__TO BE DONE__
Look through the data below. Pick out the lines holding the string "React".

__DATA EXTRACT__
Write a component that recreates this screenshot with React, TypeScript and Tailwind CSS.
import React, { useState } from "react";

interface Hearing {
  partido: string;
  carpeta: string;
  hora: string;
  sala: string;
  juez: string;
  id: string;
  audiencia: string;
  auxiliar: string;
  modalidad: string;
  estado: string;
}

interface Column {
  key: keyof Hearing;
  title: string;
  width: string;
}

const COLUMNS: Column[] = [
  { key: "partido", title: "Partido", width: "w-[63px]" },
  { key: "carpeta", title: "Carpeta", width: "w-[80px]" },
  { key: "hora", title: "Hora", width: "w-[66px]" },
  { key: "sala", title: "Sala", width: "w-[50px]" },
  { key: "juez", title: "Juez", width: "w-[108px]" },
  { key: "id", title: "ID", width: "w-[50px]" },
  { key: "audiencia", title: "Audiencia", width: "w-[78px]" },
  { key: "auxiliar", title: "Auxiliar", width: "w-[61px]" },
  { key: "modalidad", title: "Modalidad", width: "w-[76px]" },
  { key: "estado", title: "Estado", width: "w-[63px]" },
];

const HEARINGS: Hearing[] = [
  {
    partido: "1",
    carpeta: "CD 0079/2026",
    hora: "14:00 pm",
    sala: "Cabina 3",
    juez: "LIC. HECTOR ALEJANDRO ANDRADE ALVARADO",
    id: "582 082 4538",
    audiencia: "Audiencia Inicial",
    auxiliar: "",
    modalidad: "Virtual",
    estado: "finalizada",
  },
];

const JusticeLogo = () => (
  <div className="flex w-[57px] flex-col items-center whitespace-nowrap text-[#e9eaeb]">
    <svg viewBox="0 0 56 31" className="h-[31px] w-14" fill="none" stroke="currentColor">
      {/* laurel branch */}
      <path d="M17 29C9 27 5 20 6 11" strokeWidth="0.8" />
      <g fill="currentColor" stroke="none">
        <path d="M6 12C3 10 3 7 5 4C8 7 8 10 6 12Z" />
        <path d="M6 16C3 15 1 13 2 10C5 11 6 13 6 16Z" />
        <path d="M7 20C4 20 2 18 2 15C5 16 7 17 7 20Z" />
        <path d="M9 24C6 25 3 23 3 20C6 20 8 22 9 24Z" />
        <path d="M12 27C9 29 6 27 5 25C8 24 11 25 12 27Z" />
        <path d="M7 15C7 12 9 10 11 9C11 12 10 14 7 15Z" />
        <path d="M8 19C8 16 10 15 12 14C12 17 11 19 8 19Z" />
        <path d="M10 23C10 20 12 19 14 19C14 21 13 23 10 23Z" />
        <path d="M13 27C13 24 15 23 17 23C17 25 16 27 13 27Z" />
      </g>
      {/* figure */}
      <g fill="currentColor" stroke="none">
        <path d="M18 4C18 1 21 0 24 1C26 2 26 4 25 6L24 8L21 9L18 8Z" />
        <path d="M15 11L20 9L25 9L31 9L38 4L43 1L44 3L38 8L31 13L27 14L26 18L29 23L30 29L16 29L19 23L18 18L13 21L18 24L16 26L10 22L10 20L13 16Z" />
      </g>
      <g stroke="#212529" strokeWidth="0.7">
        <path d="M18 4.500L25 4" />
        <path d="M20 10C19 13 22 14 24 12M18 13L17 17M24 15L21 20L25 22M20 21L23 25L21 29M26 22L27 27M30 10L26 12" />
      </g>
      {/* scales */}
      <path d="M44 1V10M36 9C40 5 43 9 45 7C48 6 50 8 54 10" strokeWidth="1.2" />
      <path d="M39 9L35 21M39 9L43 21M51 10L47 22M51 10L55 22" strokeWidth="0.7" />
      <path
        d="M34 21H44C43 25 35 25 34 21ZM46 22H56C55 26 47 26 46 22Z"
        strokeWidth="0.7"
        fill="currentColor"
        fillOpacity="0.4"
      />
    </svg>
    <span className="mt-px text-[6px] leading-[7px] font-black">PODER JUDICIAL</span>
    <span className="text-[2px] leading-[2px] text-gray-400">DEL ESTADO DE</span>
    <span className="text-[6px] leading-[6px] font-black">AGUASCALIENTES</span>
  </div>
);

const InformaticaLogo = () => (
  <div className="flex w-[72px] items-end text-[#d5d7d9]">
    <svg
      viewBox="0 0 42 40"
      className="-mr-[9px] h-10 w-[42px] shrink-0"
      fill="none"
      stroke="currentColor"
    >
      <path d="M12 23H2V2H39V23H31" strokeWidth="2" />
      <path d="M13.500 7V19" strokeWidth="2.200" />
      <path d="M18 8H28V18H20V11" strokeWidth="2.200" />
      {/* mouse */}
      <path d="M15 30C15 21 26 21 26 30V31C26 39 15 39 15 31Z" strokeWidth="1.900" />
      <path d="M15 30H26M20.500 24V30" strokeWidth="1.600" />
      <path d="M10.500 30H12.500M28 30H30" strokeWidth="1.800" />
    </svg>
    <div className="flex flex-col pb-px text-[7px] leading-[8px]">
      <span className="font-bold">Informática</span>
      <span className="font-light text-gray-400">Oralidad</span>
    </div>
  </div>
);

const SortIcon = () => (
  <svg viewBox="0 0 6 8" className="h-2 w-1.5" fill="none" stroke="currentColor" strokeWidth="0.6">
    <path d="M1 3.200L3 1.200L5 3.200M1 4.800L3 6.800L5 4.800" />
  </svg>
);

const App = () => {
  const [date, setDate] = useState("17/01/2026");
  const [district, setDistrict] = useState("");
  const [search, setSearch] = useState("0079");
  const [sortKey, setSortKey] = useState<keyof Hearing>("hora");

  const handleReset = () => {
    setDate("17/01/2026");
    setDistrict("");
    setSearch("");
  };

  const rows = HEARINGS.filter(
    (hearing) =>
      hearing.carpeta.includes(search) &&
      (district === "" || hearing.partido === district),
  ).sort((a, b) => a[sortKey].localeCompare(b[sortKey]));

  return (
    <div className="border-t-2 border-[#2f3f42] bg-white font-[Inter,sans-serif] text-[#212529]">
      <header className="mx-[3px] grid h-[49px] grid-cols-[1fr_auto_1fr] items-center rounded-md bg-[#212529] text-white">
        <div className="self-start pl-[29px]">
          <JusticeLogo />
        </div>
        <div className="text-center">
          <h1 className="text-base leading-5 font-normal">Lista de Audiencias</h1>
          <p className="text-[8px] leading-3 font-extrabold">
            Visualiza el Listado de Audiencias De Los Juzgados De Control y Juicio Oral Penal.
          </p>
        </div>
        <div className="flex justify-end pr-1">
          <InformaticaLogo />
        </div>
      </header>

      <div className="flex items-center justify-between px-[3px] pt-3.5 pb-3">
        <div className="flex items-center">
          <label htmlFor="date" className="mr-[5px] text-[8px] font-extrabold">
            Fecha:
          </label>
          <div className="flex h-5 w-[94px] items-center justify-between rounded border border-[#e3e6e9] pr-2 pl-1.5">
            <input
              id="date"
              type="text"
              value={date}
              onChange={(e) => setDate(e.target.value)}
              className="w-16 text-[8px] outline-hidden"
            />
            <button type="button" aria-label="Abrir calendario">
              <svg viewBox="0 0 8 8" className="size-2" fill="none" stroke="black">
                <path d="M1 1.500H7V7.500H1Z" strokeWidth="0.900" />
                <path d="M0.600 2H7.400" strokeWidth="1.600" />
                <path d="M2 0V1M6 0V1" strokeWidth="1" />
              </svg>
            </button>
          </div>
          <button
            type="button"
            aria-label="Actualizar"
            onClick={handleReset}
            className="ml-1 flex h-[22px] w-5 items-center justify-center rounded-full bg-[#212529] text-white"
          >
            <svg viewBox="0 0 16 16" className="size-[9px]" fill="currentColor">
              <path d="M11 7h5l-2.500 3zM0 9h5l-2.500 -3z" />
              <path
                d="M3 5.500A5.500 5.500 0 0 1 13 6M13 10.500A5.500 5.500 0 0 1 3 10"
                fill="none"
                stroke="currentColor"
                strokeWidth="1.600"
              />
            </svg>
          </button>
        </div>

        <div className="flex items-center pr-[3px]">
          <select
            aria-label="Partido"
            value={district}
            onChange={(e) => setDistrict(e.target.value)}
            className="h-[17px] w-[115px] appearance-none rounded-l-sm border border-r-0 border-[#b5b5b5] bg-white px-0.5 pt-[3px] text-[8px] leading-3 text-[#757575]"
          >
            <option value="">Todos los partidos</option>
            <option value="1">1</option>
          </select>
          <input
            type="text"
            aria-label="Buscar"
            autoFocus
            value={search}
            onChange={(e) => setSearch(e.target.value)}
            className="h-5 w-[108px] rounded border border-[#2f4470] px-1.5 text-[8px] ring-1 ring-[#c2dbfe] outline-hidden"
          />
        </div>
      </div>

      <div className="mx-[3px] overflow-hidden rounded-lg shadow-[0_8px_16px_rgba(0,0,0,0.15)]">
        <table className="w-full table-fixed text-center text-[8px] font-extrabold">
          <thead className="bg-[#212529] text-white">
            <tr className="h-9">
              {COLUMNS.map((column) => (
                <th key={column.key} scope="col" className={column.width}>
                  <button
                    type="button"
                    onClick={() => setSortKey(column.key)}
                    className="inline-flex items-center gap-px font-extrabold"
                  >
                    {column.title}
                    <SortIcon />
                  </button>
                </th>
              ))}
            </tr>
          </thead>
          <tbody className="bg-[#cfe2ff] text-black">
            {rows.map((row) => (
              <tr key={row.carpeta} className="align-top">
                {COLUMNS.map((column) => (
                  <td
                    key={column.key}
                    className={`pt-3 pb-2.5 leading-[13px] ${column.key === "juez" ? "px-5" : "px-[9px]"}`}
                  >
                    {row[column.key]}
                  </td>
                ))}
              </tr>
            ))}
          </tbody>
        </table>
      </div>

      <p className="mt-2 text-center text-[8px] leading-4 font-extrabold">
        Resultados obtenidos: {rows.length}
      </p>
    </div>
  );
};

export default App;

__THE ANSWER__
Write a component that recreates this screenshot with React, TypeScript and Tailwind CSS.
import React, { useState } from "react";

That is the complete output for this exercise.